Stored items
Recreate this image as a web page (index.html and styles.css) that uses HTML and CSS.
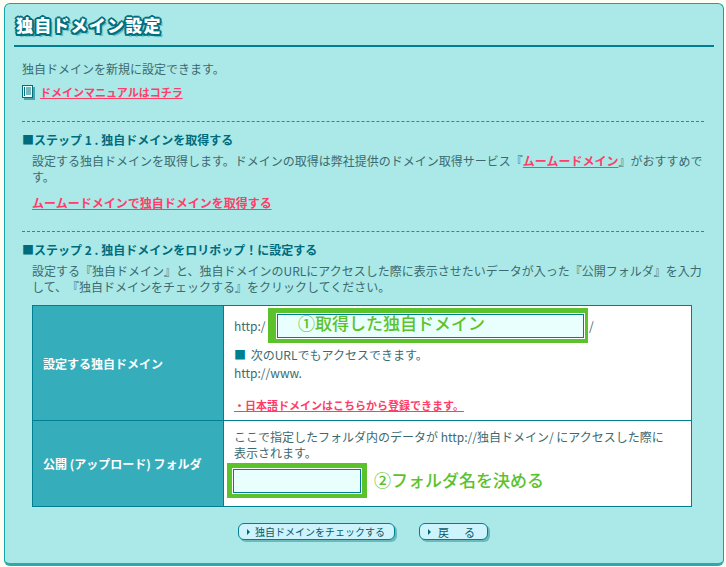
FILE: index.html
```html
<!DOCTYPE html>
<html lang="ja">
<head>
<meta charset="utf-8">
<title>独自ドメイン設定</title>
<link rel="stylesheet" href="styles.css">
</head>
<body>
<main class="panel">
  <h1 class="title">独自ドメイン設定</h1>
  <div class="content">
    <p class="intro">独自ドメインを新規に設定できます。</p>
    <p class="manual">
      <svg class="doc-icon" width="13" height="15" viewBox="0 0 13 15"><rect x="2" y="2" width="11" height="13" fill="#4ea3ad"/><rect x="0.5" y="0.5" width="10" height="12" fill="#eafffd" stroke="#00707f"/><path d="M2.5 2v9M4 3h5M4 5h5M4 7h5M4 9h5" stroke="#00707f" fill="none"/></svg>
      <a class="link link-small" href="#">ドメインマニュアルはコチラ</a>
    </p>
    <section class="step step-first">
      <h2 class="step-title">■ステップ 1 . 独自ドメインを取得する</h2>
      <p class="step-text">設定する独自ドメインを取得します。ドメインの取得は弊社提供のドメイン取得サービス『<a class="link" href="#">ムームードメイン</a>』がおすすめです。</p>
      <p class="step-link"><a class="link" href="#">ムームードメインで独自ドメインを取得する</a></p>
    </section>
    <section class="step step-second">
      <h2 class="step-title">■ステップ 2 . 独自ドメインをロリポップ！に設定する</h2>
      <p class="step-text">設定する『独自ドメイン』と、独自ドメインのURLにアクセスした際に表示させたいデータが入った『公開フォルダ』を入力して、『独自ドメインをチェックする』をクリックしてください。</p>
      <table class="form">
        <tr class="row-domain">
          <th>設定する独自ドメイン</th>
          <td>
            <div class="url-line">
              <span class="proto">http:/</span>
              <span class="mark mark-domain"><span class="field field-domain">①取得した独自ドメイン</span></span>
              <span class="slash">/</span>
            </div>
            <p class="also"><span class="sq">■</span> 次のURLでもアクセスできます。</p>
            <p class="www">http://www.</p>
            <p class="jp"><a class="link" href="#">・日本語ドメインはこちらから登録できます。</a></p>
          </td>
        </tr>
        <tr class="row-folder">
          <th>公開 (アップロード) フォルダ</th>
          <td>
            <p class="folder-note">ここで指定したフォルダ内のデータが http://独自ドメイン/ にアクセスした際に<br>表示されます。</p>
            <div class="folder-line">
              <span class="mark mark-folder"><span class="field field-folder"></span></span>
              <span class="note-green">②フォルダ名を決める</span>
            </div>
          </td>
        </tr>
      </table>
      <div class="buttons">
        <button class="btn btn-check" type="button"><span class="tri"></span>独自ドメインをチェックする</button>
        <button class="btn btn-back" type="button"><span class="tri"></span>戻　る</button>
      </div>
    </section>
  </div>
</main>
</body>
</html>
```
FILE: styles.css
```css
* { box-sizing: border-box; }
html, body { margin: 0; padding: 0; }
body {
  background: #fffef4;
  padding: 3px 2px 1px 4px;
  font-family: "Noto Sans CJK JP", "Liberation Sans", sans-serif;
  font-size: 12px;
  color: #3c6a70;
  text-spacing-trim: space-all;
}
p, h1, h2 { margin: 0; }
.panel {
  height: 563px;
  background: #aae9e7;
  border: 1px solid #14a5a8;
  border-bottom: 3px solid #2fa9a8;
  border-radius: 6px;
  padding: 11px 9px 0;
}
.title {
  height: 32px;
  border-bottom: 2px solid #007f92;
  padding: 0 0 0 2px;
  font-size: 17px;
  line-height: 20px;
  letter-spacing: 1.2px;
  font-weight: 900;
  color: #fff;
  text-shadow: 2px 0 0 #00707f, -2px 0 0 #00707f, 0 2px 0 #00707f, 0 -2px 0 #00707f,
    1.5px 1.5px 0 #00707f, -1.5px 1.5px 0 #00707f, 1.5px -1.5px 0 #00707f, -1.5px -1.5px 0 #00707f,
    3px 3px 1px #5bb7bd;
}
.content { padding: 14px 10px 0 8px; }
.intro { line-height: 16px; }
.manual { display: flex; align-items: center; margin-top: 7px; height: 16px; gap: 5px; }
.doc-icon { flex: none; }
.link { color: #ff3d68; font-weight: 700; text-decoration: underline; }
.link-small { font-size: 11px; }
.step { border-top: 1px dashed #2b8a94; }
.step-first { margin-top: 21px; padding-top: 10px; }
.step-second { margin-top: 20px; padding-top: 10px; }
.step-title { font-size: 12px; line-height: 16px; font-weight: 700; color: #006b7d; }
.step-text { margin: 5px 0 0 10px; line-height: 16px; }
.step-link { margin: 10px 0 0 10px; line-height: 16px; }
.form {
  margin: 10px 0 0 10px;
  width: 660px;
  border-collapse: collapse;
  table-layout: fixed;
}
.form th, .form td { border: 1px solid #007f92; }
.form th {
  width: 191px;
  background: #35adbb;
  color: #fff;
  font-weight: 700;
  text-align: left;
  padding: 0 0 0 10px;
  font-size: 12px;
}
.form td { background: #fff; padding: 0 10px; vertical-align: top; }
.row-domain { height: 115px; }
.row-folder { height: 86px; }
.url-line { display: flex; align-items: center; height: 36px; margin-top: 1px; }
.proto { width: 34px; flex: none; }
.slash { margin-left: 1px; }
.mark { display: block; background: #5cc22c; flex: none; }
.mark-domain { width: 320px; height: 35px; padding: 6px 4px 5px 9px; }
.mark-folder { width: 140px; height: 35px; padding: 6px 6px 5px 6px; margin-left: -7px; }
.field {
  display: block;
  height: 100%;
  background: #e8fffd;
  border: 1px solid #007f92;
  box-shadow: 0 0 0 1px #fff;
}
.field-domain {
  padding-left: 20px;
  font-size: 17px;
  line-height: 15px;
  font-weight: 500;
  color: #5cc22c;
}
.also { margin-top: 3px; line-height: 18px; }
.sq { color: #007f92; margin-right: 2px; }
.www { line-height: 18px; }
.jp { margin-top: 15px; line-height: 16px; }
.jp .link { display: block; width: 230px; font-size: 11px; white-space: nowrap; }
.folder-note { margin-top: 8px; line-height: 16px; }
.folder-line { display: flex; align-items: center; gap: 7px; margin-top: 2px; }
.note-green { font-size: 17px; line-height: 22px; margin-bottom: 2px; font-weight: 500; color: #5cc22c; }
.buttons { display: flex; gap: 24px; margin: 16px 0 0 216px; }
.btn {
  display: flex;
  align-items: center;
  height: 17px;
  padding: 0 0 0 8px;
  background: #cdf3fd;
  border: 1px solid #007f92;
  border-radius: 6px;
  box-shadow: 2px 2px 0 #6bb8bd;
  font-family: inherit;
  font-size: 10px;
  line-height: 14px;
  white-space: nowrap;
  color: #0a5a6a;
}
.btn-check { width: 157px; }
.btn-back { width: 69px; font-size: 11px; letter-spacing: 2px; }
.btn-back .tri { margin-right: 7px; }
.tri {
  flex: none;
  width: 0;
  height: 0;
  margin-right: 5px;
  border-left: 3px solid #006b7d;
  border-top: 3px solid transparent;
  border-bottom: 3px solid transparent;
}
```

...

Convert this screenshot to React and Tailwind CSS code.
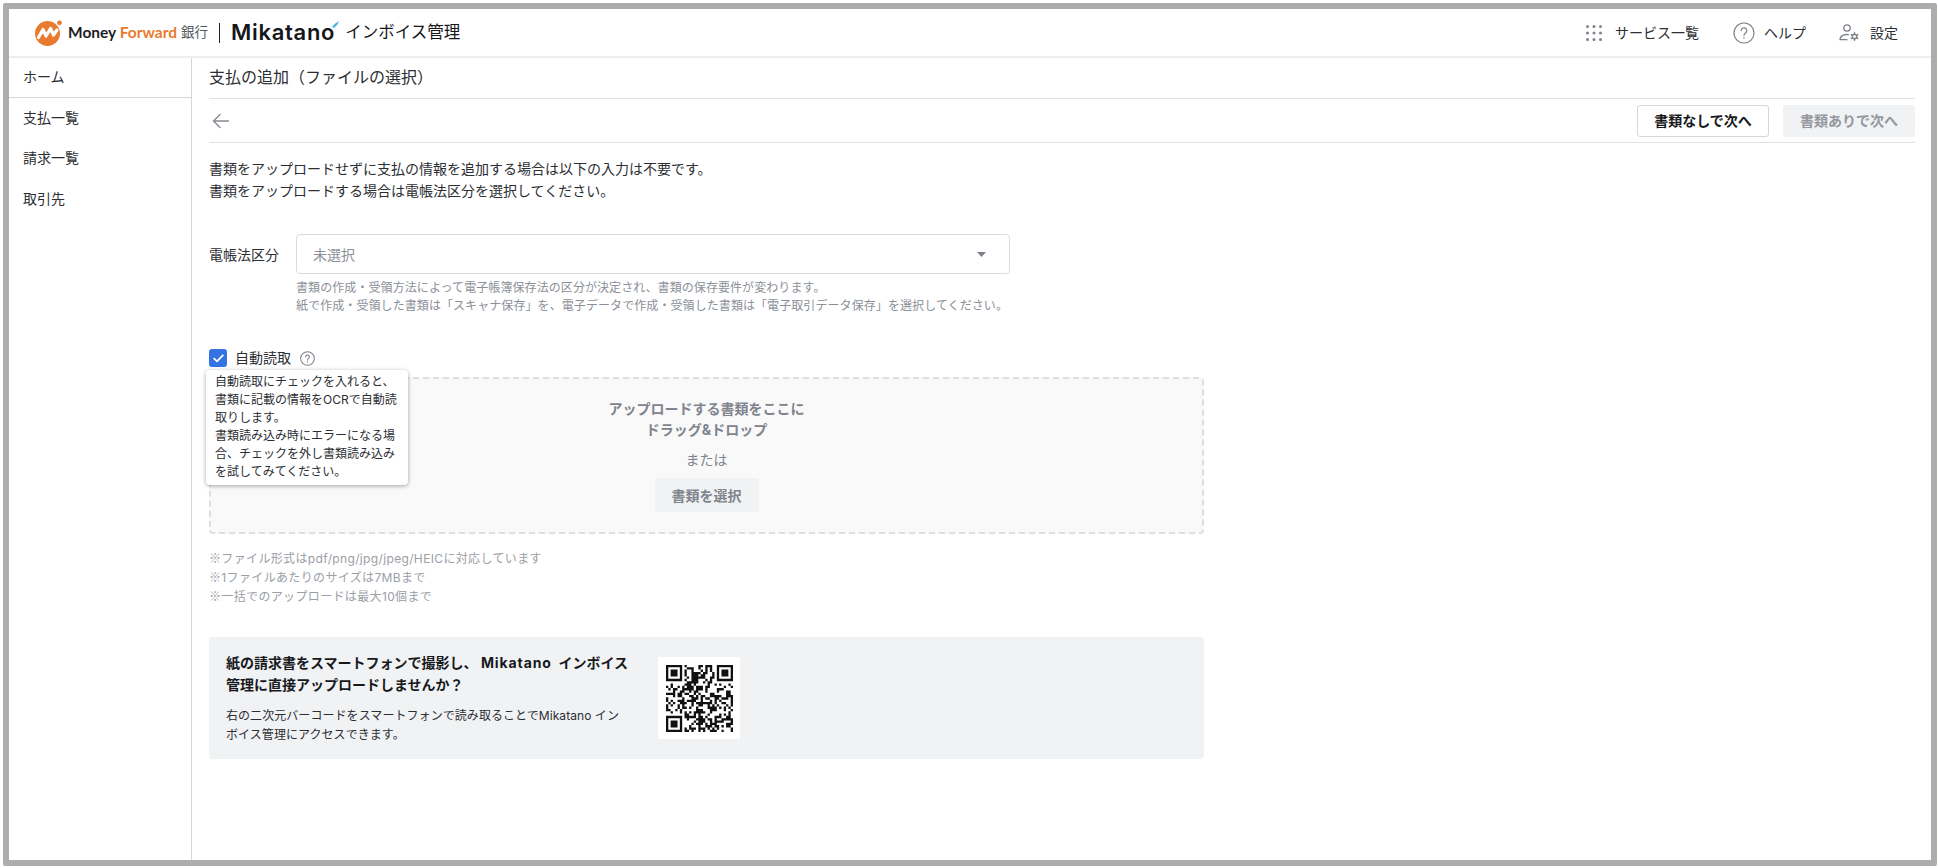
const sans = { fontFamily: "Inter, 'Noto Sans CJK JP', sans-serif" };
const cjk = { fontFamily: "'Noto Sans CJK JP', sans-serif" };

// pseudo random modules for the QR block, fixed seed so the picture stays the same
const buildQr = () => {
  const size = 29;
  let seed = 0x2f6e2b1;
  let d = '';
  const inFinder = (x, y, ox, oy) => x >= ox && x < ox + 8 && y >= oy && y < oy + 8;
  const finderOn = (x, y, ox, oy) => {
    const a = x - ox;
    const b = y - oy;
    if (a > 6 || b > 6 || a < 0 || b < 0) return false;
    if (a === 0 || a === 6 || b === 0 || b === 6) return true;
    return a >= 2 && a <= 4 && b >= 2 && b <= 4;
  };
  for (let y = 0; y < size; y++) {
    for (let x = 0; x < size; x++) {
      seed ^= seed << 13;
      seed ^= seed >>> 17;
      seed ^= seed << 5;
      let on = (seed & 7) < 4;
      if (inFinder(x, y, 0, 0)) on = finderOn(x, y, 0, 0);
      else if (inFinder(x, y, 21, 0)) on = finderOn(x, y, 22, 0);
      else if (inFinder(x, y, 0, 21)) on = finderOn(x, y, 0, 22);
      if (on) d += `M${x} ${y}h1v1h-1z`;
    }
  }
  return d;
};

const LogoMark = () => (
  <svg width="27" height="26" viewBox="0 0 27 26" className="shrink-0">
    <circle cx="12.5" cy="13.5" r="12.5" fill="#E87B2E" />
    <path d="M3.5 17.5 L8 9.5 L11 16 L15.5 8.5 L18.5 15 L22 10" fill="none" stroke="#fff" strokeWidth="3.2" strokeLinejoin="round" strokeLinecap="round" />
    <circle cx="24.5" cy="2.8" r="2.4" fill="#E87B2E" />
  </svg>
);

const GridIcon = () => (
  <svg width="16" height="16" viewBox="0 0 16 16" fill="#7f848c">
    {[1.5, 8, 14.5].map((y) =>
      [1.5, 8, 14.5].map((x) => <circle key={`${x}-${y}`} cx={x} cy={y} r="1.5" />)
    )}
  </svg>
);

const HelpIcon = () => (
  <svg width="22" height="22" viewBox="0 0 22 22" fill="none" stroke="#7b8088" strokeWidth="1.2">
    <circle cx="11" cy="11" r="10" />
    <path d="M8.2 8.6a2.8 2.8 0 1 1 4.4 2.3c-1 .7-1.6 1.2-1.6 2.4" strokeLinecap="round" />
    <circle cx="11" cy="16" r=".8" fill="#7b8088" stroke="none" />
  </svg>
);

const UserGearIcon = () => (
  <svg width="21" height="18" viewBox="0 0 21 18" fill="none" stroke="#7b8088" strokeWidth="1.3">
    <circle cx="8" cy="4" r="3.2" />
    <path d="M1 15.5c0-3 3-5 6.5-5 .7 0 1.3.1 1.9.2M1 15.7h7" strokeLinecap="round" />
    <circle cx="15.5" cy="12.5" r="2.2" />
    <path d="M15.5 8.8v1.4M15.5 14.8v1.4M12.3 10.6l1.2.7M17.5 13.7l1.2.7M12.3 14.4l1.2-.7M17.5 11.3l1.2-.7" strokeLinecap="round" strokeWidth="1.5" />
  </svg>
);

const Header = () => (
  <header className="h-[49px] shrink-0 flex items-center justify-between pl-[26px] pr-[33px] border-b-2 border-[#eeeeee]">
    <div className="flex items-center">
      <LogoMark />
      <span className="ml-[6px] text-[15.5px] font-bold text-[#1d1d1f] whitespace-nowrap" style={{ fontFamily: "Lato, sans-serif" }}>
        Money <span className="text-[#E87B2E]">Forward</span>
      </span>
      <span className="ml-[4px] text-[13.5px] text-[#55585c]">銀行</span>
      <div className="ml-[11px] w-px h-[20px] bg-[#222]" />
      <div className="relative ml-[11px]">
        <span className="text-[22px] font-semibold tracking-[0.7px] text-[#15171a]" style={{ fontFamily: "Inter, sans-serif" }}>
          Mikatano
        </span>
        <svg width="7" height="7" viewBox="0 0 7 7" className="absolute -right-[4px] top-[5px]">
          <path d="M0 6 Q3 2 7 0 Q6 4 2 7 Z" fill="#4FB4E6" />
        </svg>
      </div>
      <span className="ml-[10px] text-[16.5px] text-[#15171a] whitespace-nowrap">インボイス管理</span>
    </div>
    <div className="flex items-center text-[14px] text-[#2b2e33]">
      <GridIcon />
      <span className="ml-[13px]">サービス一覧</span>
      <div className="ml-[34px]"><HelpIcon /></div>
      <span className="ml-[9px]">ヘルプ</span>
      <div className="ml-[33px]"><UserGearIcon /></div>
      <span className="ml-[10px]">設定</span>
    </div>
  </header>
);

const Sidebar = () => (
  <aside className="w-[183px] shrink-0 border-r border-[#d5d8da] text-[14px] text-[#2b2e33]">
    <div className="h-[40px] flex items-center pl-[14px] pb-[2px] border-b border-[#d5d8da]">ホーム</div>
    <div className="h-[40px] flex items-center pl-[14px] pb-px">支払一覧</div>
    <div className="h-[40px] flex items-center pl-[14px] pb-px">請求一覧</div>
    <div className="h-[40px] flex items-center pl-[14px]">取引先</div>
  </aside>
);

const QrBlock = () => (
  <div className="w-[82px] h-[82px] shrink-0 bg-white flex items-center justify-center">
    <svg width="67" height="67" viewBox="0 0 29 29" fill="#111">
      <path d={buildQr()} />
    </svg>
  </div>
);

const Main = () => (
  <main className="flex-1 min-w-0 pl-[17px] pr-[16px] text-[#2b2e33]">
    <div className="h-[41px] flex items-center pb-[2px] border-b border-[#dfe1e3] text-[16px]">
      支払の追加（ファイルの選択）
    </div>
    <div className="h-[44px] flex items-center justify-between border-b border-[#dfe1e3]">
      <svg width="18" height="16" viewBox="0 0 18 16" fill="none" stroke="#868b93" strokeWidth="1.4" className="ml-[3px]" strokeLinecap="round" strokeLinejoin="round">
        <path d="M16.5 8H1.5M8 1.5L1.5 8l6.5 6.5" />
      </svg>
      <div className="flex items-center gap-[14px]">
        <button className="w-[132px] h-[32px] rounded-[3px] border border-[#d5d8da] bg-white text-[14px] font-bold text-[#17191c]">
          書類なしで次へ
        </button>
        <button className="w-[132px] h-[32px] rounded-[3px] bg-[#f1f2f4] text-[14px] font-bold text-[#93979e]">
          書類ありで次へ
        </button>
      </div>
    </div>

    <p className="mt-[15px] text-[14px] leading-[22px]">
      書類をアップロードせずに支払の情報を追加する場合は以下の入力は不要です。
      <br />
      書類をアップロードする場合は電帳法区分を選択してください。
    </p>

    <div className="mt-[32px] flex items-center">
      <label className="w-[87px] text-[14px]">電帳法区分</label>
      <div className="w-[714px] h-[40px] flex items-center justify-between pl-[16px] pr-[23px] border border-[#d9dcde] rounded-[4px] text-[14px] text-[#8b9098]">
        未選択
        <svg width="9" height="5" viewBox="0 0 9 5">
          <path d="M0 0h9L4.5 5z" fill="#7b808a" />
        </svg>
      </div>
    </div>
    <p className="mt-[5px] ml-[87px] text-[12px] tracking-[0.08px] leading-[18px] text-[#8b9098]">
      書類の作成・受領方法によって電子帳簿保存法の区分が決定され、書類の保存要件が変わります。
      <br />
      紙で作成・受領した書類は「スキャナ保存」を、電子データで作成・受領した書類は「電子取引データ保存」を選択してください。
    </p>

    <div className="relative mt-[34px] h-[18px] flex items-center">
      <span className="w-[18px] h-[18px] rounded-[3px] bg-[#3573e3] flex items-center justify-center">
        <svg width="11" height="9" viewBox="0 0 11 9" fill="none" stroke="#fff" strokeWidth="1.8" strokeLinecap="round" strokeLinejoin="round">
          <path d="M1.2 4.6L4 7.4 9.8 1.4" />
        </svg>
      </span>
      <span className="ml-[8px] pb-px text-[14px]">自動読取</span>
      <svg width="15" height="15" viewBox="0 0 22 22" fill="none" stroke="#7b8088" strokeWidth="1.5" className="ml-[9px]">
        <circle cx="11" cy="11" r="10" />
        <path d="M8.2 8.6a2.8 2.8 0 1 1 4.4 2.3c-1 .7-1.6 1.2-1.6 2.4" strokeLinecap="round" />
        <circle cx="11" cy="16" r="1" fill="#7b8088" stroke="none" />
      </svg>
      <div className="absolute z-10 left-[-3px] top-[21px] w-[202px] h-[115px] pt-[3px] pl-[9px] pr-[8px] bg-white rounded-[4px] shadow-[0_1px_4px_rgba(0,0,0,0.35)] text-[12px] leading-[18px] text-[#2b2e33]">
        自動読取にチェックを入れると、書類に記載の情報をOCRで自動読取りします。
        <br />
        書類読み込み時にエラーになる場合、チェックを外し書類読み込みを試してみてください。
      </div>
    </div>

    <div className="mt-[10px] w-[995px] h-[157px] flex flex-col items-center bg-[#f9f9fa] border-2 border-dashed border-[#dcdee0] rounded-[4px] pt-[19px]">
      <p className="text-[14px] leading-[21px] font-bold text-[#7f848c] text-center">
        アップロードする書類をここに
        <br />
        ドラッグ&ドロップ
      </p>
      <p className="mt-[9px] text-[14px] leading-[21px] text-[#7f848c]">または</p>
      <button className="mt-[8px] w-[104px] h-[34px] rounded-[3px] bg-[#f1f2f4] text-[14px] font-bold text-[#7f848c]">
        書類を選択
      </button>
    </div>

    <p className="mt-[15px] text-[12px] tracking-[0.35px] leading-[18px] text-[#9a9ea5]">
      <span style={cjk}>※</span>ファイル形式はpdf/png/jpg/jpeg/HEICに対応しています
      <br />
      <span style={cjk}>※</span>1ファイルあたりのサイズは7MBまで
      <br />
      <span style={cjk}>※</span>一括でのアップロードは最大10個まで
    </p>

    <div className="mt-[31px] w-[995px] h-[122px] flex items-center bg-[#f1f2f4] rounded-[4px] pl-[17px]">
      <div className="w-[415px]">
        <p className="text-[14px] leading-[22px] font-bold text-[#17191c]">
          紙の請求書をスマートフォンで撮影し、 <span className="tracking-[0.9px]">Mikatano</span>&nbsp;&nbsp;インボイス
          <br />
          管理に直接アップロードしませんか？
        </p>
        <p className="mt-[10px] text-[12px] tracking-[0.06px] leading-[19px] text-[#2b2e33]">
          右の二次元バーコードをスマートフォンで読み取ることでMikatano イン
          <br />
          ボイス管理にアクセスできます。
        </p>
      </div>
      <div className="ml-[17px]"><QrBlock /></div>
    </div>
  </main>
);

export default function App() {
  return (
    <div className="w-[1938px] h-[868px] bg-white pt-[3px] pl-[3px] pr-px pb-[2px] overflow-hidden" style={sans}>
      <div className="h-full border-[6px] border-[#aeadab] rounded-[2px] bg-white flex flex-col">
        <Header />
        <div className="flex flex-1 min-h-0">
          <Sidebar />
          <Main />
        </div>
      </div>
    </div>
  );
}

--

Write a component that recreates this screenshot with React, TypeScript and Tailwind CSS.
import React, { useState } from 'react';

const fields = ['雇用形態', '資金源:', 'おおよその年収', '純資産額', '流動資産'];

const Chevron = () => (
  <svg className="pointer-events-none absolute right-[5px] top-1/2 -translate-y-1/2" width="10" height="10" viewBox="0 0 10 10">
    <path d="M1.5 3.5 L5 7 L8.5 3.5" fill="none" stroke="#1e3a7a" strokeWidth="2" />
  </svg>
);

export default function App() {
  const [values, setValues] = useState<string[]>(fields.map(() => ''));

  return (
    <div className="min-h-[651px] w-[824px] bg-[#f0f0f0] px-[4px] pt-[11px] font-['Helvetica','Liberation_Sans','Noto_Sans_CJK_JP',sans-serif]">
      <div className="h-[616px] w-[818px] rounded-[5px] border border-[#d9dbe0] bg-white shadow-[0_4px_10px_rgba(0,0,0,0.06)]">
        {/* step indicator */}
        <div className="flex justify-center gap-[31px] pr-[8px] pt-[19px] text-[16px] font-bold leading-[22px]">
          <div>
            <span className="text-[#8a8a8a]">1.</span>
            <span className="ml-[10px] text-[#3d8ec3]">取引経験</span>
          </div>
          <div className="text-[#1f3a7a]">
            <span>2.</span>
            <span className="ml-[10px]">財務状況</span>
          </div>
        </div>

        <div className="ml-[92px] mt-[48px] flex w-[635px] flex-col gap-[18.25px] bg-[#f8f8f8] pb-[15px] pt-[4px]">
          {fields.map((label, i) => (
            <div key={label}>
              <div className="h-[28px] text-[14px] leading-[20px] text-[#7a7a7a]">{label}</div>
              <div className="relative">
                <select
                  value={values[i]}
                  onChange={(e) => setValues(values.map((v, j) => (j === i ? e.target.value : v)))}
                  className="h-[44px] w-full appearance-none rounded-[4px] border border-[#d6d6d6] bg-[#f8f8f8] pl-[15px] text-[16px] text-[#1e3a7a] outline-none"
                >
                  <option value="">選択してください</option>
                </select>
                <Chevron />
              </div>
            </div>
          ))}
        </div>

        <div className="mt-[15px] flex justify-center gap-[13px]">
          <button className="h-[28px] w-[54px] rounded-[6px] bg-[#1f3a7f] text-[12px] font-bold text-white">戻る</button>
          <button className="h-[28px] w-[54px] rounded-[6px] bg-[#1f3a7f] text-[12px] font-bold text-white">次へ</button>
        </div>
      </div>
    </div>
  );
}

_Task statement_
Only the lines from the one with "Write a component" to the one with "const [values, setValues]" are wanted; extract them exactly, both ends included.

_The answer_
Write a component that recreates this screenshot with React, TypeScript and Tailwind CSS.
import React, { useState } from 'react';

const fields = ['雇用形態', '資金源:', 'おおよその年収', '純資産額', '流動資産'];

const Chevron = () => (
  <svg className="pointer-events-none absolute right-[5px] top-1/2 -translate-y-1/2" width="10" height="10" viewBox="0 0 10 10">
    <path d="M1.5 3.5 L5 7 L8.5 3.5" fill="none" stroke="#1e3a7a" strokeWidth="2" />
  </svg>
);

export default function App() {
  const [values, setValues] = useState<string[]>(fields.map(() => ''));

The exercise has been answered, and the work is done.